Ce signal donne l’information à l’ensemble de l’essaim qu’il est temps de décoller, et en quelques minutes, les abeilles s’envolent. « Les apiculteurs ont toujours entendu ce son particulier mais personne ne savait ce qu’il signifiait, ni qui le produisait », raconte le scientifique, qui poursuit avec émotion : « Quand on y pense, ce son, les abeilles le produisent et l’utilisent depuis des millions d’années. C’est une grande satisfaction d’être le premier être humain à en avoir percé le mystère. »
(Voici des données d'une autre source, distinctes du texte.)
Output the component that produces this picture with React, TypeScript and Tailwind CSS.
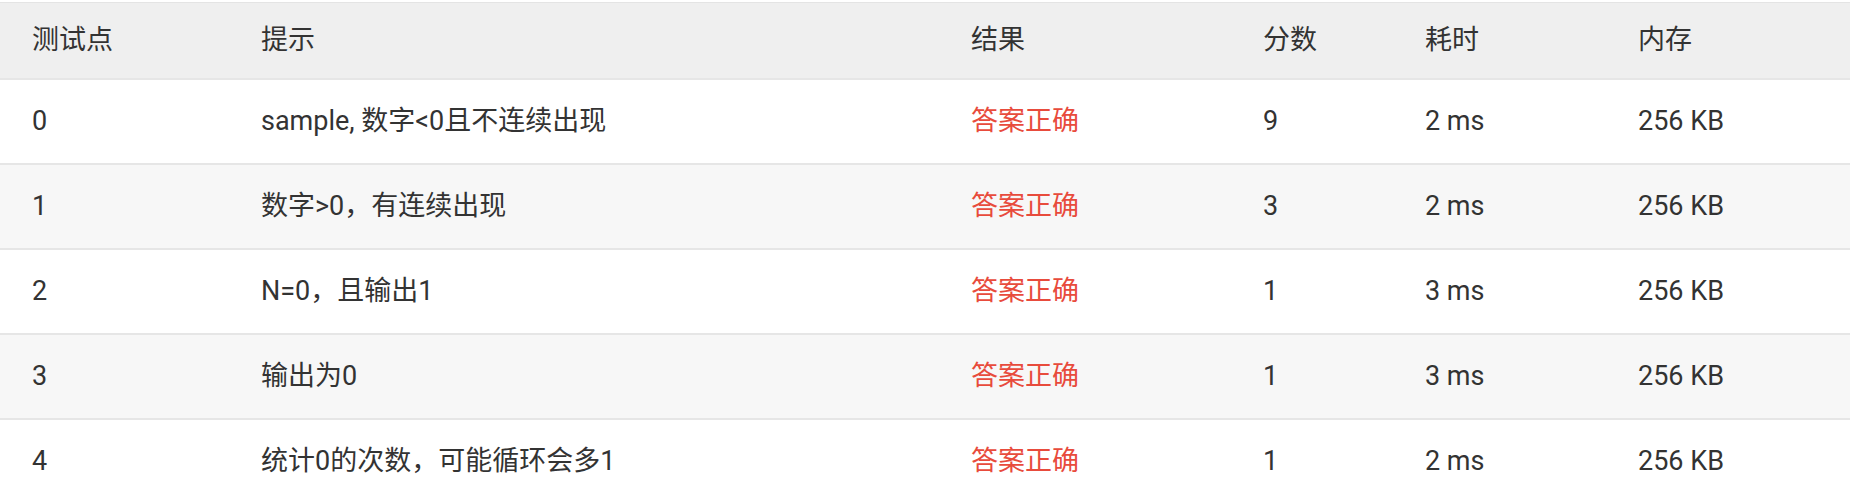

Les essaims conservent toutefois bien d’autres secrets. Chaque colonie décide par exemple collectivement de mettre en branle la production de larves royales, signal qu’un futur essaim se prépare. Cette prise de décision se déroule dans l’intimité de la ruche ou du nid, au niveau collectif et non individuel. « Comment une colonie décide-t-elle de commencer à produire des larves de reines ? La question reste entière, indique Thomas Seeley. On sait que de nombreux facteurs doivent être au rendez-vous, comme la bonne saison ou la bonne santé de la colonie, des réserves de miel suffisantes, mais le déroulement de la prise de décision nous est toujours inconnu ». Le chercheur soupçonne cette fois que le message indiquant aux nourrices qu’il est temps d’élever des larves royales est chimique, et non sonore, ce qui le rend d’autant plus difficile à décoder. « Mais je suis sûr qu’il est possible de percer ce mystère », assure-t-il.
À 70 ans, Thomas Seeley rêve encore d’un grand voyage à la découverte de la vie des abeilles dans la république de Bachkirie, coincée entre la Volga et l’Oural dans l’est de la Russie. Dans ce territoire riche en forêts, l’apiculture traditionnelle est encore vivante, pratiquée dans les arbres depuis des siècles. À l’automne, les apiculteurs ne prélèvent qu’un tiers du miel produit par les colonies sauvages, nichées dans des cavités creusées par leurs soins dans les troncs des pins et chênes de la région. Un miel réputé comme l’un des meilleurs du monde. Des liens entre les abeilles et les hommes comme ceux dont rêve Thomas Seeley.